Comme l'écrit Semprun lui-même, "ce livre est le récit de la découverte de l'adolescence et de l'exil, des mystères de Paris, du monde, de la féminité. Aussi, surtout sans doute, de l'appropriation de la langue française."
Ecrit après "l'écriture ou la mort", ce livre nous transporte dans une époque antérieure à celle qui vit Semprun éprouver dans sa chair et son âme l'horreur concentrationnaire. L'essentiel du récit se situe lorsque le jeune Semprun, récemment inscrit au lycée Henri IV, découvre Paris et sa vie intellectuelle foisonnante. Lui, le jeune exilé gauche (il n' a guère que quinze ans à l'époque mais témoigne déjà d'une maturité exceptionnelle) se trouve soudainement placé dans la position non seulement de l'étranger mais du vaincu (Madrid vient de tomber aux mains des franquistes). Son français est encore hésitant mais il va s'approprier cette langue en quelques mois, perdant jusqu'à son accent ."Pour préserver mon identité d'étranger, écrit-il, pour faire de celle-ci une vertu intérieure, secrète, fondatrice et confondante, je vais me fondre dans l'anonymat d'une prononciation correcte". Cela sans cesser d'être "rouge espagnol, à tout jamais".

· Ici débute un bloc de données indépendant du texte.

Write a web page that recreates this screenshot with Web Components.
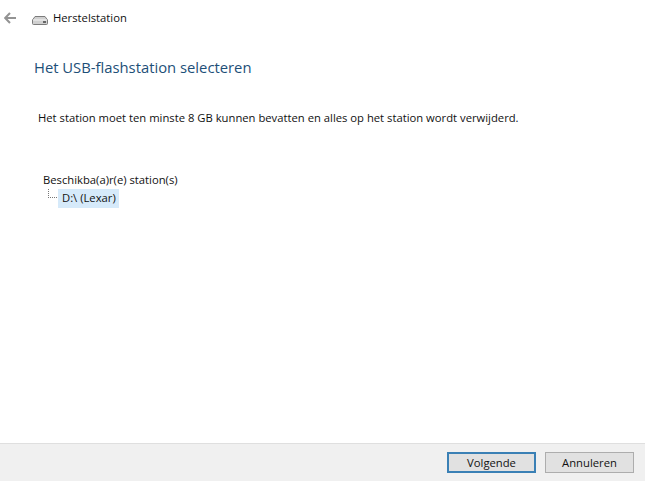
<!DOCTYPE html>
<html>
<head>
<meta charset="utf-8">
<style>
html, body { margin: 0; height: 100%; background: #fff; }
body { font-family: "Open Sans", "Noto Sans", sans-serif; font-size: 11.25px; color: #111; overflow: hidden; }
</style>
</head>
<body>
<wizard-dialog>
    <span slot="title">Herstelstation</span>
    <span slot="heading">Het USB-flashstation selecteren</span>
    <p>Het station moet ten minste 8 GB kunnen bevatten en alles op het station wordt verwijderd.</p>
    <drive-tree label="Beschikba(a)r(e) station(s)" item="D:\ (Lexar)"></drive-tree>
    <wizard-button slot="buttons" primary>Volgende</wizard-button>
    <wizard-button slot="buttons">Annuleren</wizard-button>
</wizard-dialog>

<script>
class WizardDialog extends HTMLElement {
    constructor() {
        super();
        this.attachShadow({ mode: "open" });
        this.shadowRoot.innerHTML = `
        <style>
            :host { display: flex; flex-direction: column; height: 481px; width: 645px; }
            .Top { display: flex; align-items: center; height: 35px; padding-left: 4px; }
            .Back { width: 12px; height: 12px; margin-right: 16px; }
            .Drive { width: 16px; height: 9px; margin: 6px 5px 0 0; }
            .Main { flex: 1; padding: 22px 0 0 34px; }
            .Heading { color: #1d4f78; font-size: 14.8px; line-height: 20px; margin-bottom: 32px; }
            .Bottom { display: flex; justify-content: flex-end; gap: 9px; align-items: center; height: 37px; padding-right: 11px; background: #f0f0f0; border-top: 1px solid #dfdfdf; }
        </style>
        <div class="Top">
            <svg class="Back" viewBox="0 0 12 12">
                <path d="M6 1 L1.2 6 L6 11 M1.5 6 H12" fill="none" stroke="#939393" stroke-width="2"/>
            </svg>
            <svg class="Drive" viewBox="0 0 16 9">
                <path d="M3 .5 H13 L15.5 4 V7.5 Q15.5 8.5 14.5 8.5 H1.5 Q.5 8.5 .5 7.5 V4 Z" fill="#d0d0d0" stroke="#7c7c7c"/>
                <path d="M1 4 H15" stroke="#f4f4f4"/>
                <rect x="11" y="5" width="3" height="2" fill="#666"/>
            </svg>
            <slot name="title"></slot>
        </div>
        <div class="Main">
            <div class="Heading"><slot name="heading"></slot></div>
            <slot></slot>
        </div>
        <div class="Bottom"><slot name="buttons"></slot></div>
        `;
    }
}

class DriveTree extends HTMLElement {
    constructor() {
        super();
        this.attachShadow({ mode: "open" });
    }
    connectedCallback() {
        this.shadowRoot.innerHTML = `
        <style>
            :host { display: block; margin: 44px 0 0 9px; }
            .Label { line-height: 18px; }
            .Row { display: flex; height: 19px; }
            .Line { width: 8px; height: 8px; margin: 0 1px 0 5px; border-left: 1px dotted #777; border-bottom: 1px dotted #777; }
            .Item { background: #d6eafa; padding: 0 3px 0 4px; line-height: 18px; height: 19px; }
        </style>
        <div class="Label">${this.getAttribute("label")}</div>
        <div class="Row"><div class="Line"></div><div class="Item">${this.getAttribute("item")}</div></div>
        `;
    }
}

class WizardButton extends HTMLElement {
    constructor() {
        super();
        this.attachShadow({ mode: "open" });
        this.shadowRoot.innerHTML = `
        <style>
            :host { display: flex; align-items: center; justify-content: center; box-sizing: border-box; width: 89px; height: 21px; background: #e1e1e1; border: 1px solid #adadad; }
            :host([primary]) { border: 2px solid #3a80b5; }
        </style>
        <slot></slot>
        `;
    }
}

customElements.define("wizard-dialog", WizardDialog);
customElements.define("drive-tree", DriveTree);
customElements.define("wizard-button", WizardButton);
</script>
<style>
wizard-dialog p { margin: 0 0 0 4px; line-height: 18px; }
</style>
</body>
</html>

Ces années fondatrices, précédant immédiatement le déclenchement de la seconde guerrre mondiale, seront aussi pour l'auteur celles de la découverte de la philosophie, de l'amitié, du corps des femmes.
Tout cela nous est conté de manière non linéaire, une anecdote en entraînant une autre qui elle-même etc. Ce dillettantisme de la narration allié à une grande rigueur intellectuelle concourt pour beaucoup au charme de cet ouvrage qui, s'il n'a pas la force tragique de 'l'écriture ou la vie" n'en demeure pas moins hautement recommandable.